▸ **PROBLEM DETAILS**:
Pick out the lines containing "index".

>> BEGIN RECORDED INFORMATION

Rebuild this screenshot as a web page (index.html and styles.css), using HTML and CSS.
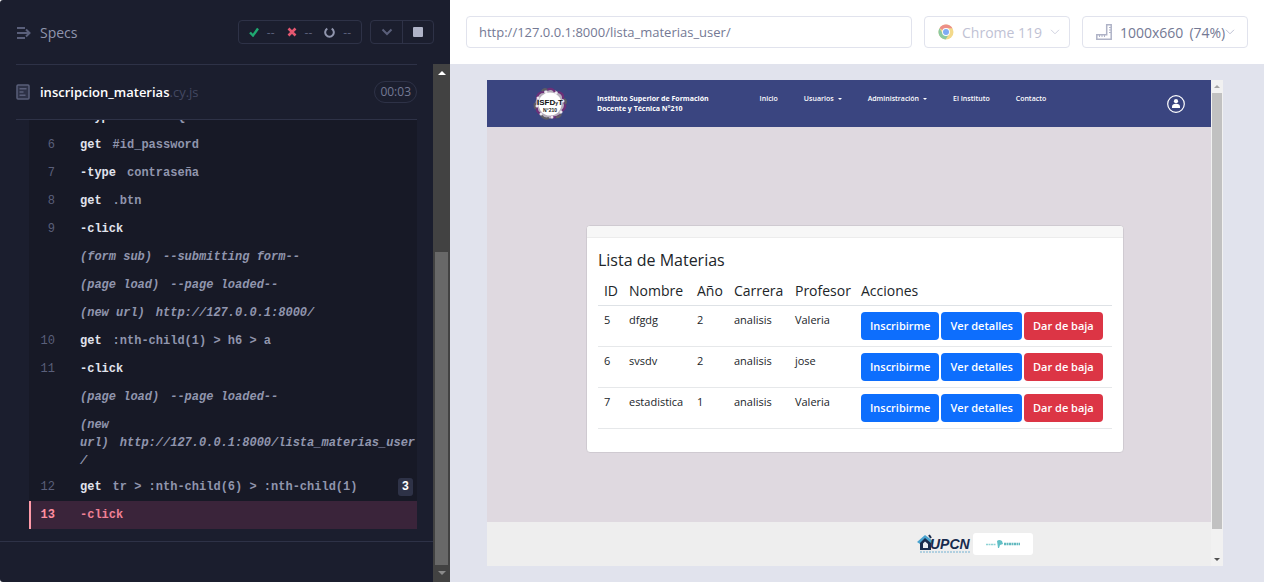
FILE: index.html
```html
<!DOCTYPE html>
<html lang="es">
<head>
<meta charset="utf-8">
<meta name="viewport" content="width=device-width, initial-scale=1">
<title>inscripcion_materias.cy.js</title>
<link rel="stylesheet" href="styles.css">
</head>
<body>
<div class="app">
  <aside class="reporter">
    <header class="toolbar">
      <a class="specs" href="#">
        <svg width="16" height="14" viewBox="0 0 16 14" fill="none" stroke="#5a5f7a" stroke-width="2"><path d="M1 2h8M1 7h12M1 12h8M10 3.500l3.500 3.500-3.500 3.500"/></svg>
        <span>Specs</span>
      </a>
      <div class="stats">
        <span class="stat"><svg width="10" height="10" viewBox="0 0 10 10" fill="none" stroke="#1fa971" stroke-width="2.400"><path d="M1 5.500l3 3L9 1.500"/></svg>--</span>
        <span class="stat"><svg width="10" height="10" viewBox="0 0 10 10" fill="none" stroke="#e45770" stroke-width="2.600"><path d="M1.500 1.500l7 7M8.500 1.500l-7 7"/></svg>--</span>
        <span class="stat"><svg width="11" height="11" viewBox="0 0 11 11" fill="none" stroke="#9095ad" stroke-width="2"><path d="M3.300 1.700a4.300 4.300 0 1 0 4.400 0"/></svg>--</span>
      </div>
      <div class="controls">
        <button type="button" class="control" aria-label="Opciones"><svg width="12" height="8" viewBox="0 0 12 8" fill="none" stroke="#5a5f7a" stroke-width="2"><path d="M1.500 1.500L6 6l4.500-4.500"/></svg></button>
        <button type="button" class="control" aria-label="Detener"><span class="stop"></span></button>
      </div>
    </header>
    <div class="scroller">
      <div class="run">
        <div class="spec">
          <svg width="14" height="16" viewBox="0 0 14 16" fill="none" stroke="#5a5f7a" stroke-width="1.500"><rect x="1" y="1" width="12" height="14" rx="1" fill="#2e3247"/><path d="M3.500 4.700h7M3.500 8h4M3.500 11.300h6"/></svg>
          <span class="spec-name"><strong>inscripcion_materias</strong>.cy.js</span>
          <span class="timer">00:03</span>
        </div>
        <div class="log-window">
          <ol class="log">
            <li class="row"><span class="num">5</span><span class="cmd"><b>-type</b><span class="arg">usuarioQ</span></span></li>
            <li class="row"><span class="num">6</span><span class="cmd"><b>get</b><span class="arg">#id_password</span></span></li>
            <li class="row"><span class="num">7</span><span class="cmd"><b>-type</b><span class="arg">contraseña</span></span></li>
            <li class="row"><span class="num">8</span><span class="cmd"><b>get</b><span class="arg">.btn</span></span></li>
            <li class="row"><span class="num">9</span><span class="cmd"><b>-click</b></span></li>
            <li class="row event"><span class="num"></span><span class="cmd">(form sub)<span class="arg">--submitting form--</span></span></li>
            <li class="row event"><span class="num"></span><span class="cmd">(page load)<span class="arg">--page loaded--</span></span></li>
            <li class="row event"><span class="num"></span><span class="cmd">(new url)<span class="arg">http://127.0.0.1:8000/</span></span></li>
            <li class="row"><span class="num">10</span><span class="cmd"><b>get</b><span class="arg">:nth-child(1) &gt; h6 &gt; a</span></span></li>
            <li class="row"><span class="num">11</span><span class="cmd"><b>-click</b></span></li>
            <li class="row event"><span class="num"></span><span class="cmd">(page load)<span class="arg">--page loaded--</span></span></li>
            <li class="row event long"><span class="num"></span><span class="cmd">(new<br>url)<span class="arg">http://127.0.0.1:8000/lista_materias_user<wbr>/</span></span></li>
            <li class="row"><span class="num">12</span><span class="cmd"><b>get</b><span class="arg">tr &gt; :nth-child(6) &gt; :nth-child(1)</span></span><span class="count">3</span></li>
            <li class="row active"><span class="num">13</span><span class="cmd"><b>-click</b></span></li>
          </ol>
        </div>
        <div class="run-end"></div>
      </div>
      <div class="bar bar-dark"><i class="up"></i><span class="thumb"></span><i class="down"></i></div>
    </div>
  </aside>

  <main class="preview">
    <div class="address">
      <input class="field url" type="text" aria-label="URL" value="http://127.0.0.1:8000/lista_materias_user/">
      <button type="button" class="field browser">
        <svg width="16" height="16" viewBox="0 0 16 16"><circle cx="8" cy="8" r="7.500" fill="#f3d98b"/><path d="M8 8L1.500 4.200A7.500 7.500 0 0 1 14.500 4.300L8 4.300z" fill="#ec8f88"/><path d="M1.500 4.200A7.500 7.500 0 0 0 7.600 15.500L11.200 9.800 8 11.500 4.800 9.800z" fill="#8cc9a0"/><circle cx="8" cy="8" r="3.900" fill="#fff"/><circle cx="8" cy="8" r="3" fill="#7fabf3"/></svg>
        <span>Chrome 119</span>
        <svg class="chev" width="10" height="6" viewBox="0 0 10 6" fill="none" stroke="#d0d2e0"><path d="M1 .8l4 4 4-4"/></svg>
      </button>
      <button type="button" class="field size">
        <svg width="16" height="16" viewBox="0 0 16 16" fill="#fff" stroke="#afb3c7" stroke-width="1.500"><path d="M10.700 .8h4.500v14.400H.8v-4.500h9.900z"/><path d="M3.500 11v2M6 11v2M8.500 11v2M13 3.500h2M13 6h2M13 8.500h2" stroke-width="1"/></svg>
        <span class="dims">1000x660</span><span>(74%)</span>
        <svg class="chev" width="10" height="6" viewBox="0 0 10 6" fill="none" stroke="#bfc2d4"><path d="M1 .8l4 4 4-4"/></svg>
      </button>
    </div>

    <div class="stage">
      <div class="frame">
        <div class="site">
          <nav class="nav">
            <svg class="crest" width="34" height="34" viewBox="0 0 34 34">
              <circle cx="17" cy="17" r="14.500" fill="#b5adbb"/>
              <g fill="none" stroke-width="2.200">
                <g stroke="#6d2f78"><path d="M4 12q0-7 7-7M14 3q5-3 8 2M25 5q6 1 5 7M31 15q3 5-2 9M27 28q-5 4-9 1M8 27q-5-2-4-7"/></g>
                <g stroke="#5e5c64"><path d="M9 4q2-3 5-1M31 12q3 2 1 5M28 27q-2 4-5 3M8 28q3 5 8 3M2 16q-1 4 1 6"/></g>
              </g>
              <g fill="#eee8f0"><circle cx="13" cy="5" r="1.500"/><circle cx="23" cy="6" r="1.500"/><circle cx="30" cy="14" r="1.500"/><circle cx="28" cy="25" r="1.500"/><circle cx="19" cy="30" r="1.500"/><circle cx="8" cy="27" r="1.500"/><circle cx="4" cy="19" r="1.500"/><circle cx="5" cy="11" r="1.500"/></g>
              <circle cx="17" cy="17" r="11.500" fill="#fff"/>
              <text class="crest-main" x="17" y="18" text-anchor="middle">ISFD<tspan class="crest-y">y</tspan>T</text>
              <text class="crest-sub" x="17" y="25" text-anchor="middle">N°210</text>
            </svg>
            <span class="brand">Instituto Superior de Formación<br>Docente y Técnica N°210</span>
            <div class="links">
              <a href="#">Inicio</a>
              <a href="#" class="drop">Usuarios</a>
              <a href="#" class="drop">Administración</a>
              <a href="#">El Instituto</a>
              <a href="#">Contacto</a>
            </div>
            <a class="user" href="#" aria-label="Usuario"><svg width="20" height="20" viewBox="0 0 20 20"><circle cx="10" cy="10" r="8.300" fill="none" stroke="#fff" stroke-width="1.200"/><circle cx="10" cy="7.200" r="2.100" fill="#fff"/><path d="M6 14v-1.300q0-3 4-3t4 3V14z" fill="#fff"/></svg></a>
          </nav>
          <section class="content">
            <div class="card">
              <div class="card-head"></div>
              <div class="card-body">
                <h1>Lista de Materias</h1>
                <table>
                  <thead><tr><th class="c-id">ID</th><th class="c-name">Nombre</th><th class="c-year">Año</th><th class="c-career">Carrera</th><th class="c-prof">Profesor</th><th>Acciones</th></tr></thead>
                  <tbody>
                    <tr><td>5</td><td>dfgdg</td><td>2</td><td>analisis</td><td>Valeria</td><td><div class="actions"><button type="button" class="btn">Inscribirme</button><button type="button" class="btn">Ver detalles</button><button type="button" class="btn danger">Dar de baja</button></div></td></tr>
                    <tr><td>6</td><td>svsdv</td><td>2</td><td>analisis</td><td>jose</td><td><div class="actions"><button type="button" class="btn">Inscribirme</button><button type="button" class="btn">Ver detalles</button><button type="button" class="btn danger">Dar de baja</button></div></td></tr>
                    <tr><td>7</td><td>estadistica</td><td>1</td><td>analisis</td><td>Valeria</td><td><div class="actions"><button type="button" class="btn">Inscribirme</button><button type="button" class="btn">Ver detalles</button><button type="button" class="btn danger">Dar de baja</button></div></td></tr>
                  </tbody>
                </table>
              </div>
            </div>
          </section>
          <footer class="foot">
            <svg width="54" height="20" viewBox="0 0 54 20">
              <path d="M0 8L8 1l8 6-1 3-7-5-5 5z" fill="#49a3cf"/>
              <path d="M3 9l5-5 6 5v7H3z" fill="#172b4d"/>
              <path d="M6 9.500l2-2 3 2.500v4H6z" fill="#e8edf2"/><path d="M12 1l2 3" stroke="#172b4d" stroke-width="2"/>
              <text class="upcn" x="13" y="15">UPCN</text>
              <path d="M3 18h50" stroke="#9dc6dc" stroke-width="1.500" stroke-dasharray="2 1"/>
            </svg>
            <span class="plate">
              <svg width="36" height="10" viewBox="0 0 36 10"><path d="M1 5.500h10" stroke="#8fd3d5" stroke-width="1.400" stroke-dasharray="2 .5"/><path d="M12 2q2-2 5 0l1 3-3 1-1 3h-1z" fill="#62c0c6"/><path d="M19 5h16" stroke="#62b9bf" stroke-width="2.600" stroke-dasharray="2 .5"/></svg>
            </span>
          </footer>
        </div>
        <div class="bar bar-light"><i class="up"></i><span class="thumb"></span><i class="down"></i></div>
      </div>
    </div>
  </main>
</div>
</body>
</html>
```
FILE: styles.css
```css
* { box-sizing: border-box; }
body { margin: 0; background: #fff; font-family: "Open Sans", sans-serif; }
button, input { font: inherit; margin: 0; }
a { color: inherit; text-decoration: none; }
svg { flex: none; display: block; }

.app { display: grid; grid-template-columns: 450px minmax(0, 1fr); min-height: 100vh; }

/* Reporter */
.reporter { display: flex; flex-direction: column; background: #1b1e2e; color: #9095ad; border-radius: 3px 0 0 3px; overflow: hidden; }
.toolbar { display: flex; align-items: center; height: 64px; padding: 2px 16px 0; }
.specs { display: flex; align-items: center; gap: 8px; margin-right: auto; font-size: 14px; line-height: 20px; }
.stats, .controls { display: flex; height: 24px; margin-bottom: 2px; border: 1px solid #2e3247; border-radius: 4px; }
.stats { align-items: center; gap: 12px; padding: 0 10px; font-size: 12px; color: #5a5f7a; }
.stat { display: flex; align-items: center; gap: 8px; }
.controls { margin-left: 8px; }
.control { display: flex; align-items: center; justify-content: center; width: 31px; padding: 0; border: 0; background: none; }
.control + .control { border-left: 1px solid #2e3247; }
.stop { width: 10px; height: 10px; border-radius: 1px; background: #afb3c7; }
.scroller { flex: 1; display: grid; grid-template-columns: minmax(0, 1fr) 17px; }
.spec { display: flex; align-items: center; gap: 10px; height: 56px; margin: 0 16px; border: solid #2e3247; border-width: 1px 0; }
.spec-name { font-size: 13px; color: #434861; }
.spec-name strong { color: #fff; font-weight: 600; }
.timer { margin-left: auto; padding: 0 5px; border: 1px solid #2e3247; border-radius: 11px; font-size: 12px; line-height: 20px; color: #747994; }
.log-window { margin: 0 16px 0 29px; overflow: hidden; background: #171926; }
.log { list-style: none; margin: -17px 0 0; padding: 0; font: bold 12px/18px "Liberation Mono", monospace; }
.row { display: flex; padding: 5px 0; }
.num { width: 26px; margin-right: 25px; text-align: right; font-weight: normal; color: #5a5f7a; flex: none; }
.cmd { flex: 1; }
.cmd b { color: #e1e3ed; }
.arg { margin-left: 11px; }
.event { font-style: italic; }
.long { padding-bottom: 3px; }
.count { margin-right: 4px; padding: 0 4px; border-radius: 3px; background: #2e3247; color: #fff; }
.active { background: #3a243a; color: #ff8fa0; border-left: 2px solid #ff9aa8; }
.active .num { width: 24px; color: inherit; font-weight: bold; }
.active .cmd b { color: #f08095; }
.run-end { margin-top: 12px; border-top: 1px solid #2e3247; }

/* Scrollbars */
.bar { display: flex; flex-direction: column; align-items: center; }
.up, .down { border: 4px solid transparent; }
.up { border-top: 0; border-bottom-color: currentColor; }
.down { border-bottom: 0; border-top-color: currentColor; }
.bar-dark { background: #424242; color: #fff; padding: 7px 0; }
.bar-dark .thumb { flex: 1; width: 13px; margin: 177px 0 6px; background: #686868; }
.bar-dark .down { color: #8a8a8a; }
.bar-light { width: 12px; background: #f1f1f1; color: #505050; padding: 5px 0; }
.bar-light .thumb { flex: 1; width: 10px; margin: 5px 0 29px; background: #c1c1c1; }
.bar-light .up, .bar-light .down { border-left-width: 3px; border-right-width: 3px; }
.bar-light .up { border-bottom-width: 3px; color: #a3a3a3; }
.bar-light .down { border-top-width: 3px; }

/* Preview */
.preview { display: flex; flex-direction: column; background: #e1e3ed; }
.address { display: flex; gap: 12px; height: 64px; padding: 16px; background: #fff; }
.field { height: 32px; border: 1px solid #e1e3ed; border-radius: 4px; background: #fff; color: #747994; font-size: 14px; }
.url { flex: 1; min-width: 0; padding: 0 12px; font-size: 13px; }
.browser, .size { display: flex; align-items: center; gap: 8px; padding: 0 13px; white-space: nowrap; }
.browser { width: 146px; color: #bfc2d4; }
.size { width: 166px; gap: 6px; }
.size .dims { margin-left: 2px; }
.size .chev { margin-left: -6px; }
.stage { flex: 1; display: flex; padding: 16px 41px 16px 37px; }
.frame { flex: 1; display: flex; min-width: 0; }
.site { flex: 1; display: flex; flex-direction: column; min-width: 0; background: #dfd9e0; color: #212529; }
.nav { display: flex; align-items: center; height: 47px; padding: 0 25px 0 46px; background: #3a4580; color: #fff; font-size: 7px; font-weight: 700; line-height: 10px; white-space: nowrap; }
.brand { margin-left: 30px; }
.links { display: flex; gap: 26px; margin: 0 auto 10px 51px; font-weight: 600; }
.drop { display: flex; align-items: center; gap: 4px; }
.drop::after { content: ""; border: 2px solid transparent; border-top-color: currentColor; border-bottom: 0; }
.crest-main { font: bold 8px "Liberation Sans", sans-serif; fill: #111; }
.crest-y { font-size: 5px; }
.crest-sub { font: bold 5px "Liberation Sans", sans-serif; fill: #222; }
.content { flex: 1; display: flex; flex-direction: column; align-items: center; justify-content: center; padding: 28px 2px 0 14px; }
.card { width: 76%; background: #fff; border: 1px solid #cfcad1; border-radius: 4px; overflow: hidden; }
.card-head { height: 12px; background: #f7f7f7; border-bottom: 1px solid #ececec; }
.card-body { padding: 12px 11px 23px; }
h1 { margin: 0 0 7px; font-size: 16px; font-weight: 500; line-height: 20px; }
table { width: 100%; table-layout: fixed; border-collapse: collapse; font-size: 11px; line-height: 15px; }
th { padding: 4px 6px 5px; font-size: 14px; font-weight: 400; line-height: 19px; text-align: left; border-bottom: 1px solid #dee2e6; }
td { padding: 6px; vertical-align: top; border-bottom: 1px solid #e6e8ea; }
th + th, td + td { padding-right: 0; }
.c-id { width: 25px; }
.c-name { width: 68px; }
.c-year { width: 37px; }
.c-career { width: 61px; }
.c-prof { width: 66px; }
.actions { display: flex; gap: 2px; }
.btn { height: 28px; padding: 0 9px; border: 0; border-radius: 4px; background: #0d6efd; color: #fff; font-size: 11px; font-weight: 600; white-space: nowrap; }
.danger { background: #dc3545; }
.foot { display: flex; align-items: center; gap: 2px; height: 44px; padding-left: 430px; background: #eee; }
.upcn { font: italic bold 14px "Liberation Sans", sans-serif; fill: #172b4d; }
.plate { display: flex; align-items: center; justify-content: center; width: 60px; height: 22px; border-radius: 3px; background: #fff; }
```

>> END RECORDED INFORMATION

▸ **RESULT OF THIS TASK**:
Rebuild this screenshot as a web page (index.html and styles.css), using HTML and CSS.
FILE: index.html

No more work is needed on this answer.